MATERIAL PROVIDED:
----
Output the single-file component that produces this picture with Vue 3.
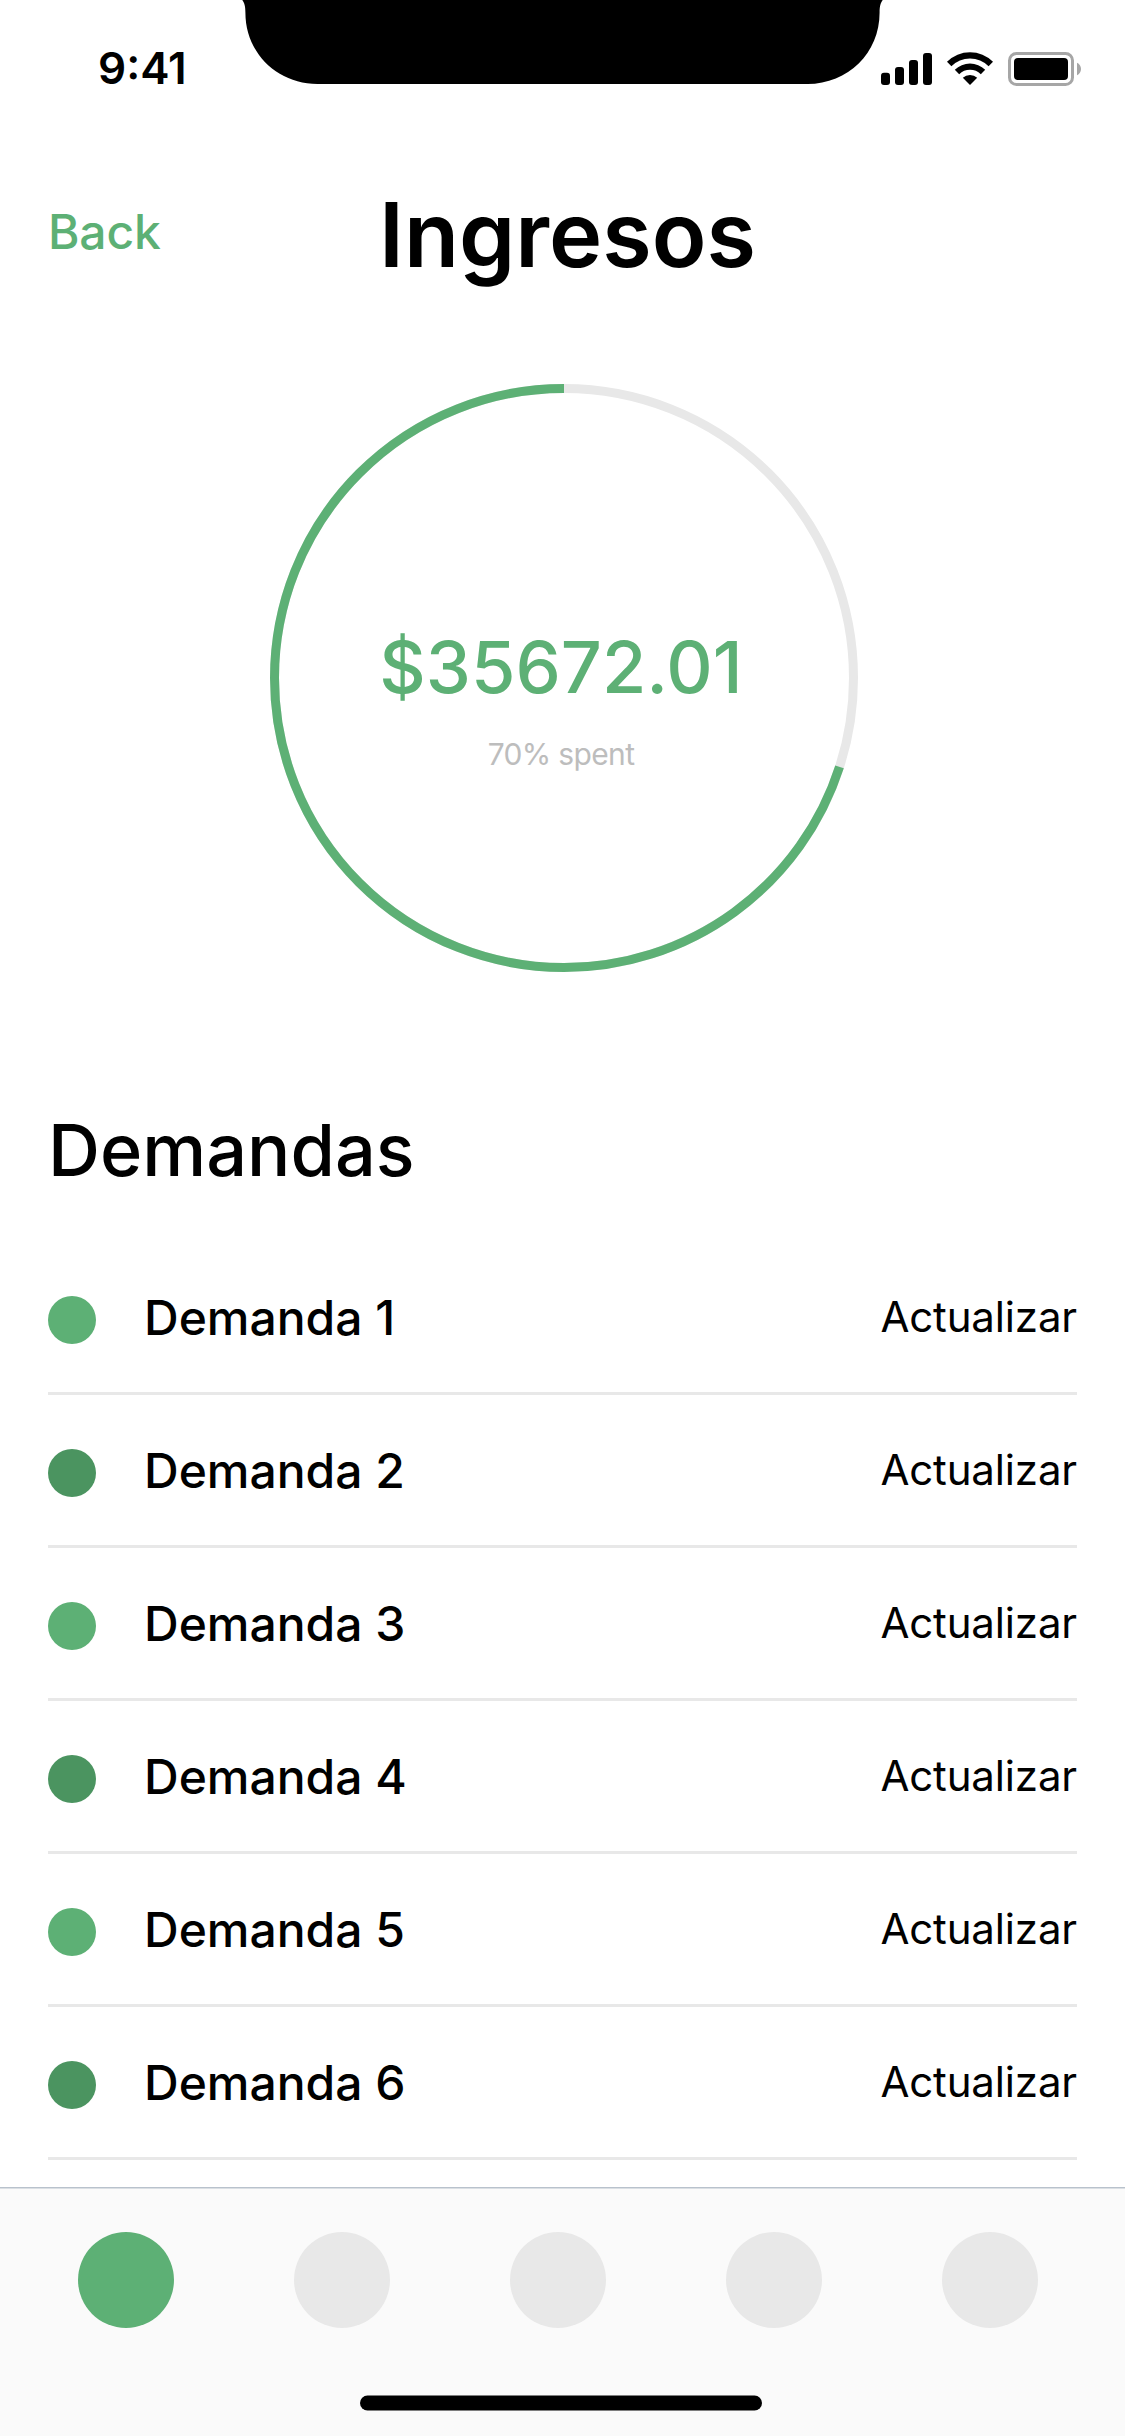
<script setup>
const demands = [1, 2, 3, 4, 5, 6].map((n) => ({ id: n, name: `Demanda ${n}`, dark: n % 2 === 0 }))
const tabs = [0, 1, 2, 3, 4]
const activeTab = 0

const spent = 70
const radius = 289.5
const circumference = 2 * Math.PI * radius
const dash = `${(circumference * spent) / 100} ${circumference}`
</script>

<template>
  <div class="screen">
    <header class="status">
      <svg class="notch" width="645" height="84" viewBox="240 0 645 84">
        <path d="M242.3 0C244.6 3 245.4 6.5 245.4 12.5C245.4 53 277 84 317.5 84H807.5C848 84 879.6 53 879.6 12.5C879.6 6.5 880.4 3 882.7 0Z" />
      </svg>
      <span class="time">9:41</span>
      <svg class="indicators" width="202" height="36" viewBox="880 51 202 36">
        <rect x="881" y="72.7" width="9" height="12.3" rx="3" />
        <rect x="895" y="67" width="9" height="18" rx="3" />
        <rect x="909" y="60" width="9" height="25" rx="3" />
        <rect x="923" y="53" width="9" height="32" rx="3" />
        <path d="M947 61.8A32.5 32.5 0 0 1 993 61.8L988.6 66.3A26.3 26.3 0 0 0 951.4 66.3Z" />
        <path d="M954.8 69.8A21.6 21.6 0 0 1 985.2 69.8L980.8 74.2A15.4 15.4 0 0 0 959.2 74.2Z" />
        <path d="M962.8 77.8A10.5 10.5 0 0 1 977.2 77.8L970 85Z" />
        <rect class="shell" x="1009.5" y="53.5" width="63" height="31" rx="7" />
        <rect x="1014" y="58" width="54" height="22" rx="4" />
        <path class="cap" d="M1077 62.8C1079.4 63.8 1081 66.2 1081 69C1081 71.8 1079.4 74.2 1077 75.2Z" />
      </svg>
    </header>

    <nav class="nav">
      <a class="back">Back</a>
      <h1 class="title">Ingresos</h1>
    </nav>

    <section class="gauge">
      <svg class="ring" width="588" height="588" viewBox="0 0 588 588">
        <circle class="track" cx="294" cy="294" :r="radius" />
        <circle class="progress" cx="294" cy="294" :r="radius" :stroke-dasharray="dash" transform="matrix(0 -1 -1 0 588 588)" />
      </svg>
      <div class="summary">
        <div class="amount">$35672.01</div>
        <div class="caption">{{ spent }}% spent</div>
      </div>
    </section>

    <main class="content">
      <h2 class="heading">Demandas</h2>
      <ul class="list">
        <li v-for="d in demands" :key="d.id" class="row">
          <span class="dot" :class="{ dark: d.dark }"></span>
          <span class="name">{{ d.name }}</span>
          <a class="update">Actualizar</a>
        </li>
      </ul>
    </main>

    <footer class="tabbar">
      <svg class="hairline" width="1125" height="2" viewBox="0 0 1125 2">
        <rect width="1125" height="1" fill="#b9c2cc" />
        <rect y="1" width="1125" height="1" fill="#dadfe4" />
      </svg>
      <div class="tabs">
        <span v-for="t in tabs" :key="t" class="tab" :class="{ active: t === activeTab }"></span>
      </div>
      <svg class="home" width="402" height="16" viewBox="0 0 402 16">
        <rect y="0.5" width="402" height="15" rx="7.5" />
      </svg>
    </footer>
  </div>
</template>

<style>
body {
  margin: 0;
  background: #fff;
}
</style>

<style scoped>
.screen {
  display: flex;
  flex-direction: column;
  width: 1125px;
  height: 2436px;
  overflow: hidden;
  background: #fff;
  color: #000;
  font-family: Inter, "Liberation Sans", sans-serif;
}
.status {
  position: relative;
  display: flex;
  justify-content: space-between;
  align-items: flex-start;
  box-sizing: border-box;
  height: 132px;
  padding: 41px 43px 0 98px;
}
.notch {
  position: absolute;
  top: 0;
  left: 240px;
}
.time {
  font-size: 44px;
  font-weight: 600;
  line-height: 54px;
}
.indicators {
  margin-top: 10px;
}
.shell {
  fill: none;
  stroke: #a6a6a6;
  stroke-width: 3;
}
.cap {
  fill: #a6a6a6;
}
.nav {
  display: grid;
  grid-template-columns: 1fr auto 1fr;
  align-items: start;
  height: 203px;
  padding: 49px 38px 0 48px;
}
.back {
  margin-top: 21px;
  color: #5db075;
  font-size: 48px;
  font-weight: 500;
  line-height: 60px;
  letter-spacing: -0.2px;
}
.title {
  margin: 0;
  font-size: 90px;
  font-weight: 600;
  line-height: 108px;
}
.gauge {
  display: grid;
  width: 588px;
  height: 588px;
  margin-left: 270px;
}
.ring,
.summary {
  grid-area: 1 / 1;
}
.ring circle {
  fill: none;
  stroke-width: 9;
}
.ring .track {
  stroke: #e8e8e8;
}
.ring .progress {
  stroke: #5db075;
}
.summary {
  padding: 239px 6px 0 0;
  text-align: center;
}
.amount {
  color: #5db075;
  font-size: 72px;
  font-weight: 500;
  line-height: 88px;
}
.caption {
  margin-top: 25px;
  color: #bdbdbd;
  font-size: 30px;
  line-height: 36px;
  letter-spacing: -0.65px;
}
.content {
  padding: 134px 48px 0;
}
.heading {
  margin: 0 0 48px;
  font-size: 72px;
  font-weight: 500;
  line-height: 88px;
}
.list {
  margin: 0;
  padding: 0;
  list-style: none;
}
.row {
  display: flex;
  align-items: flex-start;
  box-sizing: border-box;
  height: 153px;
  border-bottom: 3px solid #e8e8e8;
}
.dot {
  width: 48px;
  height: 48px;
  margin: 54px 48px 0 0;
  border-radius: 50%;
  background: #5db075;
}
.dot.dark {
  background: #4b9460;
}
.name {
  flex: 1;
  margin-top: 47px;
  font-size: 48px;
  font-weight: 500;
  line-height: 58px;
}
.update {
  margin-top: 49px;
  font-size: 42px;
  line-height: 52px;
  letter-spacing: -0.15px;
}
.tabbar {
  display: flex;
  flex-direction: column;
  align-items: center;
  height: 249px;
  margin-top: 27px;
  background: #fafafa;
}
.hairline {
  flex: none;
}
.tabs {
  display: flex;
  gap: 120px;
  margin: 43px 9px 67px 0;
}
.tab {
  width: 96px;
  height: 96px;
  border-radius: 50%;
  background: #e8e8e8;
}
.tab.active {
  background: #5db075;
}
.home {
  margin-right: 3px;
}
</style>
----
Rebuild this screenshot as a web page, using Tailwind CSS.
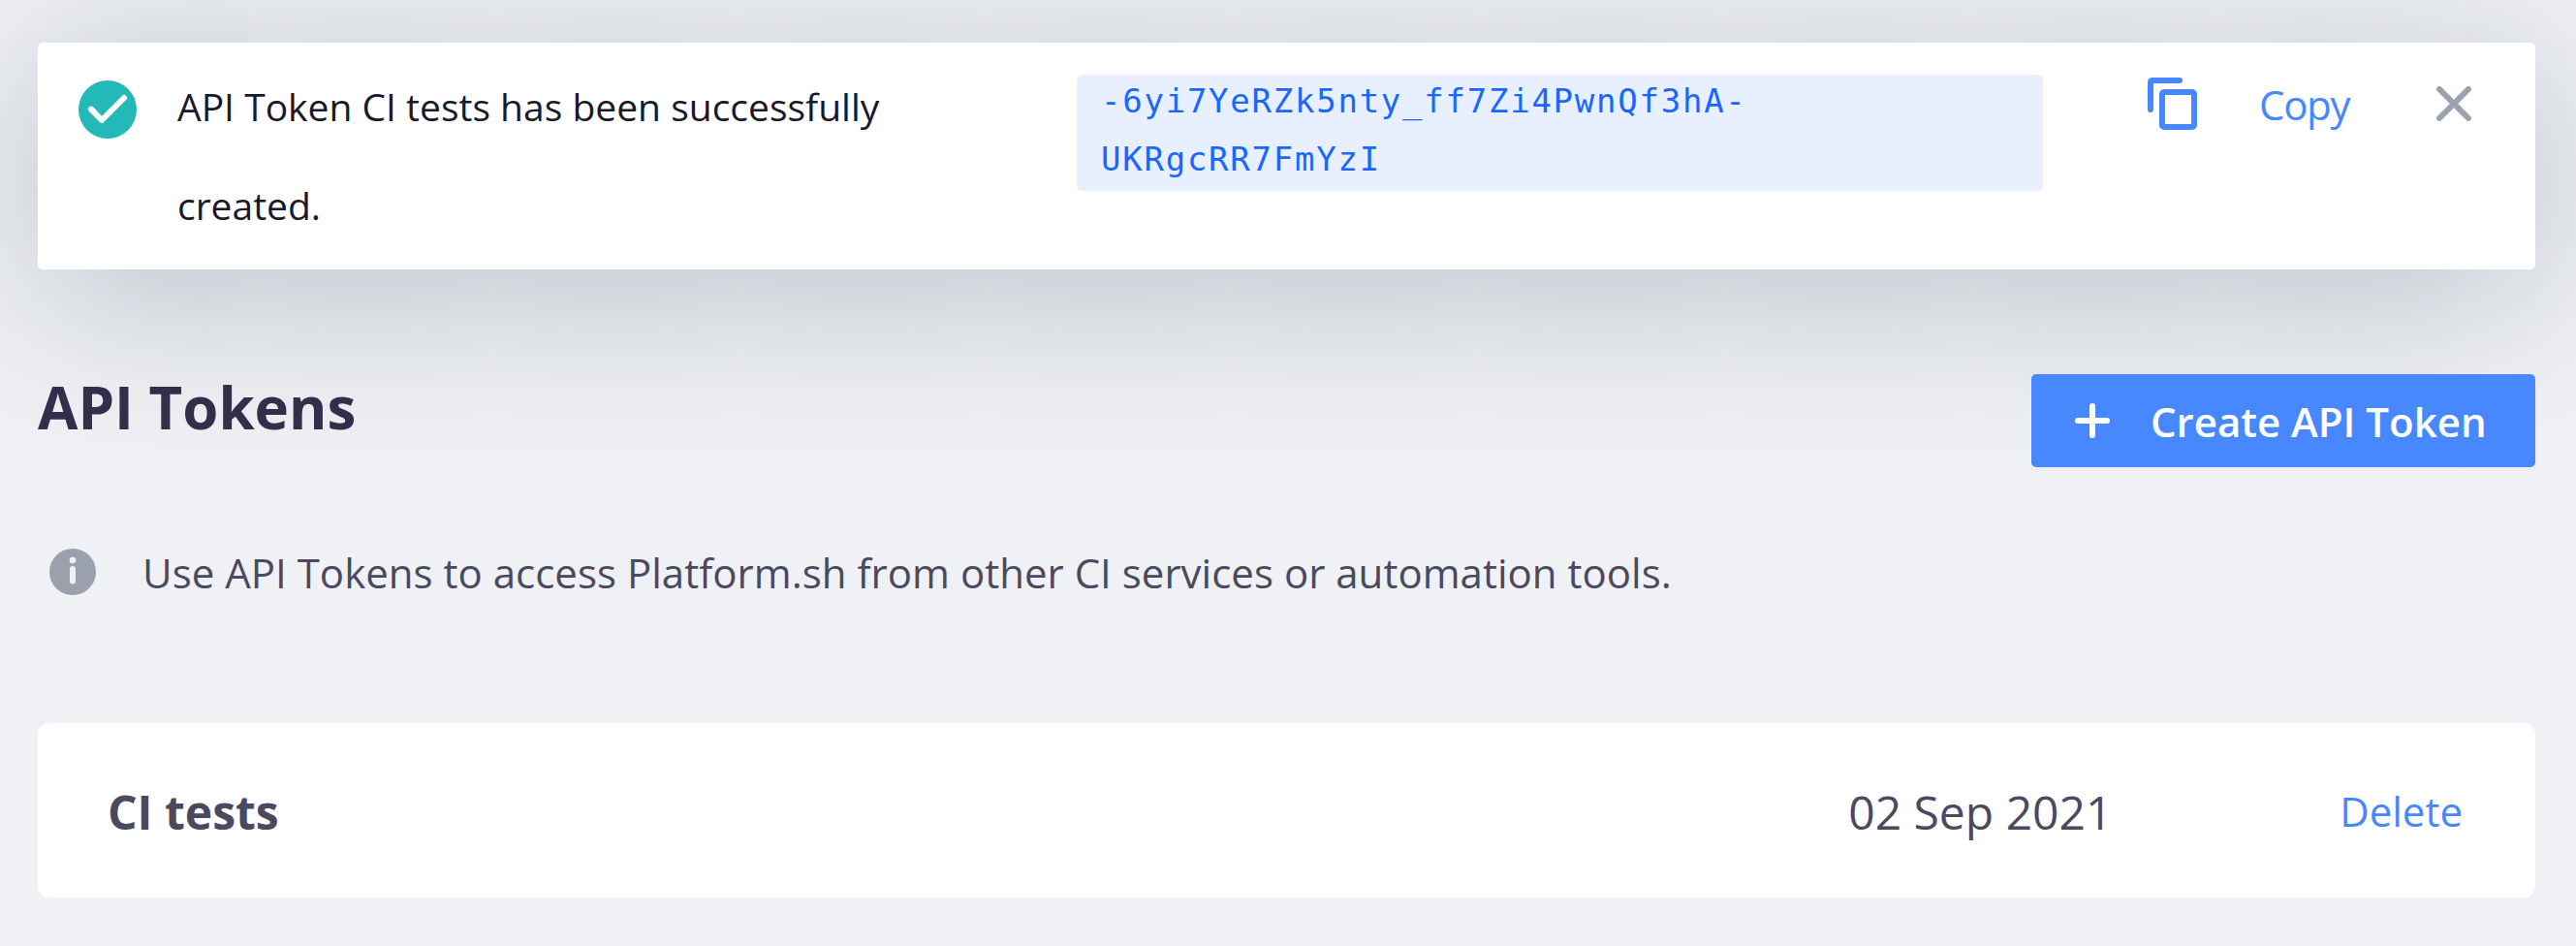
----
TASK TO COMPLETE: Check each line of the data above for the string "this", then report how many lines have it, with no other words.

EXERCISE RESPONSE: 2